J MAQさんの方がよっぽどペシミストって気がしてきたなー(笑)。本格の衰退も、
じゃあ歴史的必然っていいたいわけ?
M そういってもいいでしょうね。でも、そんな停滞期にあっても、書き続ける人は書
き続けるんですよ。かつての本格派冬の時代もそうだったように。
J いたよね、そういう人。鮎川さんとか土屋さんとか・・・本格の灯は消えず、だな。
考えてみれば、もともと本格ミステリというのはエンタテイメントの主流になるよ
うなジャンルではないもんね。すんげえベストセラーが生まれたり、毎月何冊も新
刊が出たりする方が異常なのかも知れない。
M そうだと思いますよー。J-BOYさん自身がおっしゃったじゃないですか。本格はエ
ンタテイメントとしては異常なほど制約が多いって。・・・つまり文学としてはお
そろしくイビツなシロモノなんですよ。本格というのは。
J たしかにおよそ一般的とはいえないジャンルだからね。当然ながらそれを愛好する
ファンも、少数派であるわけだ。
M ですね。だから書くべき人にきちんと書いてもらって、僕らはそれをきちんと読み、
楽しみ、応援する。
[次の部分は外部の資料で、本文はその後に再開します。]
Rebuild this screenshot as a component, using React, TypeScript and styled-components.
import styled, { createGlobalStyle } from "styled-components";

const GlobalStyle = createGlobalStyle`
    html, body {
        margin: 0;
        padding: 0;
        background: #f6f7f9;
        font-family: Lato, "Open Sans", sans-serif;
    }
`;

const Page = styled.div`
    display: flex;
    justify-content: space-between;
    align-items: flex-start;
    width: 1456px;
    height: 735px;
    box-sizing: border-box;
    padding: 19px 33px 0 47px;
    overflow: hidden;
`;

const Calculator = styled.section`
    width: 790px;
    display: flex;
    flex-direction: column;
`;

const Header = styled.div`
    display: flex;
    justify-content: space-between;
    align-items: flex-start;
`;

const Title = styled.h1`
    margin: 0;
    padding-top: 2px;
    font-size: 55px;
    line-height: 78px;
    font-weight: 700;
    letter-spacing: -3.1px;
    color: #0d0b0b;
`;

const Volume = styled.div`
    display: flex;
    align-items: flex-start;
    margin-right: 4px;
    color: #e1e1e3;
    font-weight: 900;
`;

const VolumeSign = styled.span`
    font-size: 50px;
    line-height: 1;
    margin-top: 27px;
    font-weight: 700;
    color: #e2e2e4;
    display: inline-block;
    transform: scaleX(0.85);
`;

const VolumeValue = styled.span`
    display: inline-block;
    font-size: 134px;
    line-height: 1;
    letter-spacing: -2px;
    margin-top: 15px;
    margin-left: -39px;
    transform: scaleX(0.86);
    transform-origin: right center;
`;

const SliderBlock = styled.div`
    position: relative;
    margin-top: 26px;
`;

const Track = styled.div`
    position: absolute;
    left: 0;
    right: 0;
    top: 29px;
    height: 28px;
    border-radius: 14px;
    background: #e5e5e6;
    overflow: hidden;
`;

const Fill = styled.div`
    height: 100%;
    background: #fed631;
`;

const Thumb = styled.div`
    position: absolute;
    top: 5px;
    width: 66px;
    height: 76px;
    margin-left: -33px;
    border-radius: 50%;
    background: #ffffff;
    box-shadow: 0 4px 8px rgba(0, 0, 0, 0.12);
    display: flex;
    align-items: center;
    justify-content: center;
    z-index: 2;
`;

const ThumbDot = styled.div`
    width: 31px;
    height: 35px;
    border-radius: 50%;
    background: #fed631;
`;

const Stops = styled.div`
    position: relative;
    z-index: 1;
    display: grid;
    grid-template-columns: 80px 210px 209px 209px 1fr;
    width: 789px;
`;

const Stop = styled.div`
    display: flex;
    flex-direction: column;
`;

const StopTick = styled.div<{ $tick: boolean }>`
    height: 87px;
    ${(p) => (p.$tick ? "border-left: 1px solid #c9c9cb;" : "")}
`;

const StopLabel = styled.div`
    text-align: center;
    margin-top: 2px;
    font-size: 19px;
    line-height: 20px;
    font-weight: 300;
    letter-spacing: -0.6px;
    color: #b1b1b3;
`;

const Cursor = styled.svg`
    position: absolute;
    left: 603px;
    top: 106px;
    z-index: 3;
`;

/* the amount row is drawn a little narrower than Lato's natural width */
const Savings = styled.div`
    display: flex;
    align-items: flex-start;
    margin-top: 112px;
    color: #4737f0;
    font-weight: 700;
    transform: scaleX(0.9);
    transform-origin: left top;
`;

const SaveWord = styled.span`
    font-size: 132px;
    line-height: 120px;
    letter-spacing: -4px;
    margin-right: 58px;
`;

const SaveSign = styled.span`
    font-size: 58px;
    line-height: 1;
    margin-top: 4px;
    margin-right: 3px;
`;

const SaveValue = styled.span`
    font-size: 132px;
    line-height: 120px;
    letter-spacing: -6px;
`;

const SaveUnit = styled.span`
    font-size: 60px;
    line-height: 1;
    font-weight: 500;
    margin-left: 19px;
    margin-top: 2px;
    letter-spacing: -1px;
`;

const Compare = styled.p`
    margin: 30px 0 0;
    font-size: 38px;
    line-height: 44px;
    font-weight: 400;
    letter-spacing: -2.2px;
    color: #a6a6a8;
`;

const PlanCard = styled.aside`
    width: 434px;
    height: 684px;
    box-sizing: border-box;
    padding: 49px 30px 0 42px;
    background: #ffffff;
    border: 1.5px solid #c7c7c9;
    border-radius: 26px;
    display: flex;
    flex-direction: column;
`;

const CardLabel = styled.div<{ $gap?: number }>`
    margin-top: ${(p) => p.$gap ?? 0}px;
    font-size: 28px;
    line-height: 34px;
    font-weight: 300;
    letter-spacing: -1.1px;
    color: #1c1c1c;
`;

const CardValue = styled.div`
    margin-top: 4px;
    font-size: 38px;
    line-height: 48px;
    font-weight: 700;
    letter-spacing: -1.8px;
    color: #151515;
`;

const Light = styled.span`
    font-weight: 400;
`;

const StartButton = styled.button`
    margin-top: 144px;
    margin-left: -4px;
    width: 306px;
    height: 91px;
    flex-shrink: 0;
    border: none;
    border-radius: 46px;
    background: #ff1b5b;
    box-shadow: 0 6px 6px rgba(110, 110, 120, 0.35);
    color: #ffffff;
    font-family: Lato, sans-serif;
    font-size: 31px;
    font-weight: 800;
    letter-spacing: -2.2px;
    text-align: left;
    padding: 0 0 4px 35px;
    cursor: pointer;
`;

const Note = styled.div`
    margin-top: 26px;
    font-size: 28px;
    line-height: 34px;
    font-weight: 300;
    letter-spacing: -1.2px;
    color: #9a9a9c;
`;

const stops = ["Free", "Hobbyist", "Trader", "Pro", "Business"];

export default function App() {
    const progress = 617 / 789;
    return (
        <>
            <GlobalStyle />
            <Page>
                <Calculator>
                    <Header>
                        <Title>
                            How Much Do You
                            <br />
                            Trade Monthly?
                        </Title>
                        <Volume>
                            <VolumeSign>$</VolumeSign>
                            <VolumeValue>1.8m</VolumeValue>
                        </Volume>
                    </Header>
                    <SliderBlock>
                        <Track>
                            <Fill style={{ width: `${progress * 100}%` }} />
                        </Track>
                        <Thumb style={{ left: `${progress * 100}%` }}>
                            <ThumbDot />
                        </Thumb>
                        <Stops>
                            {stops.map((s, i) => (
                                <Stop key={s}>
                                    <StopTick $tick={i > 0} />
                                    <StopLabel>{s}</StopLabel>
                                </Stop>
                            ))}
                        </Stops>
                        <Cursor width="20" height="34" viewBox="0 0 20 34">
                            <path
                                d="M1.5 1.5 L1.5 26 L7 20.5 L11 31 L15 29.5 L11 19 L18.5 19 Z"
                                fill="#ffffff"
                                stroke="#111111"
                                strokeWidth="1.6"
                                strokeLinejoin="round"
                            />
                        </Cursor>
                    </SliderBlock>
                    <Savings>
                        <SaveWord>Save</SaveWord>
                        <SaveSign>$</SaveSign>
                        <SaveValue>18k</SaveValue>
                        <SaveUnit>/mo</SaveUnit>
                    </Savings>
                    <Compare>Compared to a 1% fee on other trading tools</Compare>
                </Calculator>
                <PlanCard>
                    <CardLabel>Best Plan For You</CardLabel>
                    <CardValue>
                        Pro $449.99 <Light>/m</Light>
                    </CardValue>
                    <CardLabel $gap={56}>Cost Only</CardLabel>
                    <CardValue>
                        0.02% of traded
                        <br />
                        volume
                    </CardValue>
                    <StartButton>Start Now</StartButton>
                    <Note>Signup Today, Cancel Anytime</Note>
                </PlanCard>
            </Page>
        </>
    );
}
それでいいんじゃないでしょうか。
J 悟っちゃってるねえ。だけどそれにしても、古典を知らないまま「新本格」だけを
手本にして、「新・新本格」を書こうというヤカラには危惧を覚えるんだよ。本格そ
のものを変質させかねないっていうか。
M その危惧はわかるけど・・・僕はやっぱり信じたいですね。わかってる人にはわかっ
てる、と。数は少なくても書き続ける人、本格の灯を守り続ける作家は、いつの時
代もいるはずだと。既成の作家のなかにも頑張ってくれる人はいるでしょうし、今
後登場するであろう「新・新本格作家」のなかにもいるんじゃないかな。
J まあね。でもさ、やっぱ冬の時代なんてヤダな。読みたいんだよね。バリバリの本
格ってやつを。
M ま、そりゃそうなんですが・・・高望みするとロクなことにならない(笑)。
J そりゃそうだ(笑)。しかし、いずれにせよ本格は、これから衰亡期に向かうとい
うことだよね。
M 「いわゆる」本格はそうならざるを得ないでしょう。ただ広義の本格・・・京極さ
ん等に代表される本格はこれからますます多様化し、活発化するんじゃないですか?
J-BOYさんにいわせれば、それは本格の変質ということになるんでしょうが。
J うーん。こだわってないで、楽しんじゃった方が得なのは、十分わかってるんだけ
どね。とりあえず僕はこだわり続けたいな、「いわゆる」本格というものに。